Unnamed: 0,name,class,team,cost,score,All Rounder,Climber,Sprinter,Unclassed
0,Geraint Thomas,All Rounder,Ineos Grenadiers,24,260,1,0,0,0
1,Simon Yates,Climber,Mitchelton-Scott,22,45,0,1,0,0
2,Jakob Fuglsang,All Rounder,Astana Pro Team,20,1197,1,0,0,0
3,Steven Kruijswijk,All Rounder,Team Jumbo-Visma,20,191,1,0,0,0
4,Vincenzo Nibali,All Rounder,Trek - Segafredo,18,1116,1,0,0,0
...,...,...,...,...,...,...,...,...,...
171,Simone Bevilacqua,Unclassed,Vini Zabù - KTM,4,4,0,0,0,1
172,Marco Frapporti,Unclassed,Vini Zabù - KTM,4,154,0,0,0,1
173,Matteo Spreafico,Unclassed,Vini Zabù - KTM,4,4,0,0,0,1
174,Etienne Van Empel,Unclassed,Vini Zabù - KTM,4,139,0,0,0,1


In [3]:
# set up an abstract model with appropriate variables and parameters with allocated domains
model = pyo.AbstractModel()
model.R = pyo.Set(initialize=range(len(riders_df))) # riders, indexed 0...n
model.x = pyo.Var(model.R, domain=pyo.Boolean) # choice of riders to be made
model.y = pyo.Param(model.R, domain=pyo.NonNegativeIntegers, initialize=riders_df.score.to_dict()) # score for each rider
model.z = pyo.Param(model.R, domain=pyo.NonNegativeIntegers, initialize=riders_df.cost.to_dict())  # cost of each rider
model.a = pyo.Param(model.R, domain=pyo.Boolean, initialize=riders_df['All Rounder'].to_dict())
model.c = pyo.Param(model.R, domain=pyo.Boolean, initialize=riders_df['Climber'].to_dict())
model.s = pyo.Param(model.R, domain=pyo.Boolean, initialize=riders_df['Sprinter'].to_dict())
model.u = pyo.Param(model.R, domain=pyo.Boolean, initialize=riders_df['Unclassed'].to_dict())

# objective function
def obj_function(model):
    return pyo.summation(model.y, model.x)
model.obj = pyo.Objective(rule=obj_function, sense=pyo.maximize)

# cost constraint
def cost_rule(model):
    return sum(model.x[i]*model.z[i] for i in model.R) <= 100
model.cost_constraint = pyo.Constraint(rule=cost_rule)

# choice constraint
def choice_rule(model):
    return sum(model.x[i] for i in model.R) == 9
model.choice_constraint = pyo.Constraint(rule=choice_rule)

# All Rounder constraint
def all_rounder_rule(model):
    return sum(model.a[i]*model.x[i] for i in model.R) >= 2
model.all_rounder_constraint = pyo.Constraint(rule=all_rounder_rule)

# Climber constraint
def climber_rule(model):
    return sum(model.c[i]*model.x[i] for i in model.R) >= 2
model.climber_constraint = pyo.Constraint(rule=climber_rule)

# Sprinter constraint
def sprinter_rule(model):
    return sum(model.s[i]*model.x[i] for i in model.R) >= 1
model.sprinter_constraint = pyo.Constraint(rule=sprinter_rule)

# Unclassed constraint
def unclassed_rule(model):
    return sum(model.u[i]*model.x[i] for i in model.R) >= 3
model.unclassed_constraint = pyo.Constraint(rule=unclassed_rule)

In [4]:
# solve model and show resulting team
instance = model.create_instance()
results = pyo.SolverFactory('glpk').solve(instance)

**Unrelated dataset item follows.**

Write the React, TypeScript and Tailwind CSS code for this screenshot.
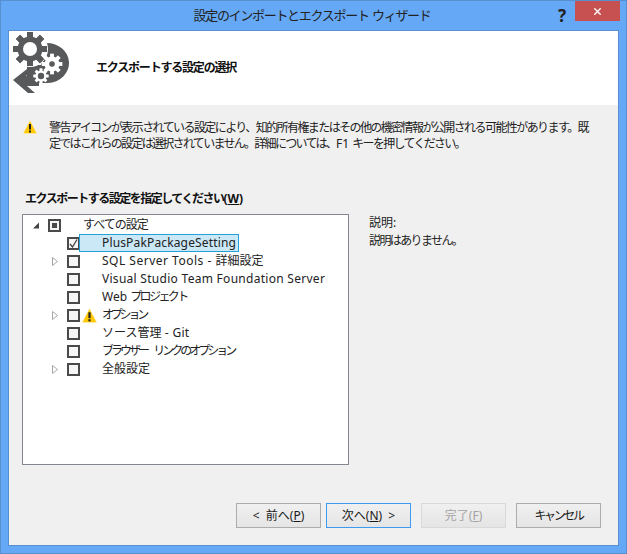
import type { ReactNode } from "react";
import { X } from "lucide-react";

const font = "font-['Noto_Sans','Noto_Sans_CJK_JP',sans-serif]";

function Warning({ size = 14 }: { size?: number }) {
  return (
    <svg width={size} height={size} viewBox="0 0 14 14" className="shrink-0">
      <path d="M7 0.5 L13.8 13.5 H0.2 Z" fill="#ffc800" stroke="#fff3c4" strokeWidth="0.5" />
      <rect x="6" y="4" width="2" height="5.5" fill="#222" />
      <rect x="6" y="10.5" width="2" height="2" fill="#222" />
    </svg>
  );
}

function Gear({ cx, cy, r, hole, fill, holeFill }: { cx: number; cy: number; r: number; hole: number; fill: string; holeFill: string }) {
  const teeth = [0, 45, 90, 135, 180, 225, 270, 315];
  return (
    <g>
      {teeth.map((a) => (
        <rect
          key={a}
          x={cx - r * 0.24}
          y={cy - r * 1.36}
          width={r * 0.48}
          height={r * 2.72}
          fill={fill}
          transform={`rotate(${a} ${cx} ${cy})`}
        />
      ))}
      <circle cx={cx} cy={cy} r={r} fill={fill} />
      <circle cx={cx} cy={cy} r={hole} fill={holeFill} />
    </g>
  );
}

function WizardLogo() {
  return (
    <svg width="56" height="63" viewBox="0 0 56 63" className="shrink-0">
      <path d="M33 12 A22 20 0 0 1 35 52 H14 V34 H28 Z" fill="#58595b" />
      <path d="M0 49 L14 38 H20 L13 45 H26 V55 H14 L22 62 H15 Z" fill="#58595b" />
      <circle cx={17} cy={18} r={18} fill="#fff" />
      <Gear cx={17} cy={18} r={12.5} hole={7} fill="#58595b" holeFill="#fff" />
      <Gear cx={39} cy={33} r={7.5} hole={2.8} fill="#fff" holeFill="#58595b" />
      <Gear cx={28} cy={45} r={5.5} hole={3.2} fill="#fff" holeFill="#58595b" />
    </svg>
  );
}

function Check({ state }: { state: "on" | "off" | "mixed" }) {
  return (
    <span className="w-[13px] h-[13px] border-2 border-[#4a4a4a] bg-[#f6f6f6] flex items-center justify-center shrink-0">
      {state === "mixed" && <span className="w-[5px] h-[5px] bg-[#4a4a4a]" />}
      {state === "on" && (
        <svg width="9" height="9" viewBox="0 0 9 9">
          <path d="M1 5 L3.5 8 L8 0.5" fill="none" stroke="#444" strokeWidth="1.3" />
        </svg>
      )}
    </span>
  );
}

function Arrow({ open }: { open?: boolean }) {
  return (
    <svg width="8" height="9" viewBox="0 0 8 9" className="shrink-0">
      {open ? (
        <path d="M7 1.5 V7.5 H1 Z" fill="#444" />
      ) : (
        <path d="M1.5 0.5 L6.5 4.5 L1.5 8.5 Z" fill="#fff" stroke="#a6a6a6" />
      )}
    </svg>
  );
}

type Row = { id: string; label: ReactNode; arrow?: boolean; warn?: boolean; selected?: boolean; checked?: boolean };

const rows: Row[] = [
  { id: "plus", label: <span className="tracking-[0.15px]">PlusPakPackageSetting</span>, selected: true, checked: true },
  { id: "sql", label: <><span className="whitespace-pre tracking-[0.5px]">SQL Server Tools - </span><span>詳細設定</span></>, arrow: true },
  { id: "vs", label: <span className="tracking-[0.28px]">Visual Studio Team Foundation Server</span> },
  { id: "web", label: <><span className="whitespace-pre">Web </span><span className="tracking-[-2.6px]">プロジェクト</span></> },
  { id: "opt", label: <span className="tracking-[-3.2px]">オプション</span>, arrow: true, warn: true },
  { id: "git", label: <><span>ソース管理</span><span className="whitespace-pre tracking-[0.3px]"> - Git</span></> },
  { id: "browser", label: <><span className="tracking-[-3px]">ブラウザー</span><span className="whitespace-pre">  </span><span className="tracking-[-3px]">リンクのオプション</span></> },
  { id: "general", label: <span>全般設定</span>, arrow: true },
];

function WizardButton({ label, mnemonic, before, after, focused, disabled, className }: {
  label: string;
  mnemonic?: string;
  before?: string;
  after?: string;
  focused?: boolean;
  disabled?: boolean;
  className?: string;
}) {
  return (
    <button
      className={`w-[85px] h-[25px] border flex items-center justify-center text-[12px] whitespace-pre bg-gradient-to-b from-[#f0f0f0] to-[#e5e5e5] ${
        focused ? "border-[#3c9af0]" : disabled ? "border-[#d9d9d9]" : "border-[#acacac]"
      } ${disabled ? "text-[#a3a3a3]" : "text-[#1a1a1a]"} ${className ?? ""}`}
    >
      {before}
      {label}
      {mnemonic && (
        <>
          (<span className="underline">{mnemonic}</span>)
        </>
      )}
      {after}
    </button>
  );
}

export default function App() {
  return (
    <div className={`w-[627px] h-[554px] flex flex-col bg-[#65a8f5] border border-[#5a8fcf] overflow-hidden text-[#1a1a1a] ${font}`}>
      <div className="h-[29px] flex items-center shrink-0">
        <div className="flex-1 pl-[74px] text-center text-[13px] whitespace-pre text-[#222]">
          <span className="tracking-[-1.3px]">設定のインポートとエクスポート</span> <span className="tracking-[-1.3px]">ウィザード</span>
        </div>
        <div className="w-[26px] text-[17px] font-bold text-[#222] text-center leading-none">?</div>
        <div className="w-[45px] h-[20px] bg-[#c75050] mr-[6px] self-start flex items-center justify-center">
          <X size={11} strokeWidth={3} className="text-white" />
        </div>
      </div>
      <div className="flex-1 mx-[7px] mb-[7px] flex flex-col border border-[#5a8fcf] bg-[#f0f0f0] min-h-0">
        <div className="h-[74px] bg-white flex items-start shrink-0">
          <div className="pl-[4px]">
            <WizardLogo />
          </div>
          <div className="ml-[27px] mt-[28px] text-[12px] font-bold tracking-[-1.2px] text-[#111]">エクスポートする設定の選択</div>
        </div>
        <div className="flex-1 flex flex-col px-[13px] min-h-0">
          <div className="flex mt-[15px] ml-[1px]">
            <Warning />
            <div className="ml-[12px] text-[12px] leading-[16px] text-[#222] whitespace-nowrap">
              <div className="tracking-[-1.58px]">警告アイコンが表示されている設定により、知的所有権またはその他の機密情報が公開される可能性があります。既</div>
              <div className="whitespace-pre">
                <span className="tracking-[-1.7px]">定ではこれらの設定は選択されていません。詳細については、</span>
                <span>F1 </span>
                <span className="tracking-[-1.7px]">キーを押してください。</span>
              </div>
            </div>
          </div>
          <div className="mt-[39px] ml-[3px] text-[12px] font-bold leading-[16px] text-[#111]">
            <span className="tracking-[-1.5px]">エクスポートする設定を指定してください</span>(<span className="underline">W</span>)
          </div>
          <div className="flex mt-[7px]">
            <div className="w-[327px] h-[251px] border border-[#828790] bg-white pt-[1px] shrink-0">
              <div className="h-[18px] flex items-center text-[12px] text-[#222]">
                <span className="ml-[9px] w-[16px]"><Arrow open /></span>
                <Check state="mixed" />
                <span className="ml-[22px] tracking-[-1px]">すべての設定</span>
              </div>
              {rows.map((r) => (
                <div key={r.id} className="h-[18px] flex items-center text-[12px] text-[#222]">
                  <span className="ml-[28px] w-[16px]">{r.arrow && <Arrow />}</span>
                  <Check state={r.checked ? "on" : "off"} />
                  {r.warn && (
                    <span className="ml-[2px]"><Warning size={15} /></span>
                  )}
                  <span
                    className={`h-[18px] flex items-center whitespace-nowrap ${
                      r.selected
                        ? "-ml-[1px] w-[160px] pl-[22px] bg-[#cbe8f6] border border-[#26a0da]"
                        : r.warn
                          ? "ml-[5px]"
                          : "ml-[22px]"
                    }`}
                  >
                    {r.label}
                  </span>
                </div>
              ))}
            </div>
            <div className="ml-[20px] text-[12px] leading-[18px] text-[#222]">
              <div>説明:</div>
              <div className="tracking-[-1.6px]">説明はありません。</div>
            </div>
          </div>
          <div className="flex mt-[38px] ml-[214px]">
            <WizardButton label="前へ" mnemonic="P" before="<  " />
            <WizardButton label="次へ" mnemonic="N" after="  >" focused className="ml-[5px]" />
            <WizardButton label="完了" mnemonic="F" disabled className="ml-[10px]" />
            <WizardButton label="キャンセル" className="ml-[10px] tracking-[-2.4px]" />
          </div>
        </div>
      </div>
    </div>
  );
}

riders_df['chosen']=[bool(instance.x[i].value) for i in range(len(riders_df))]
riders_df[riders_df['chosen']][['name','class','team','cost','score']]

Unnamed: 0,name,class,team,cost,score
6,Peter Sagan,Sprinter,BORA - hansgrohe,16,1486
9,Wilco Kelderman,All Rounder,Team Sunweb,14,2174
11,João Almeida,All Rounder,Deceuninck - Quick Step,12,2966
13,Pello Bilbao,Climber,Bahrain - McLaren,10,1481
18,Tao Geoghegan Hart,All Rounder,Ineos Grenadiers,10,2459
30,Ruben Guerreiro,Unclassed,EF Pro Cycling,8,841
81,Filippo Ganna,Unclassed,Ineos Grenadiers,6,1597
110,Jai Hindley,Climber,Team Sunweb,6,2106
117,Brandon McNulty,Unclassed,UAE-Team Emirates,6,1018


In [5]:
# total cost
riders_df[riders_df['chosen']].cost.sum()

88

In [6]:
# total score
riders_df[riders_df['chosen']].score.sum()

16128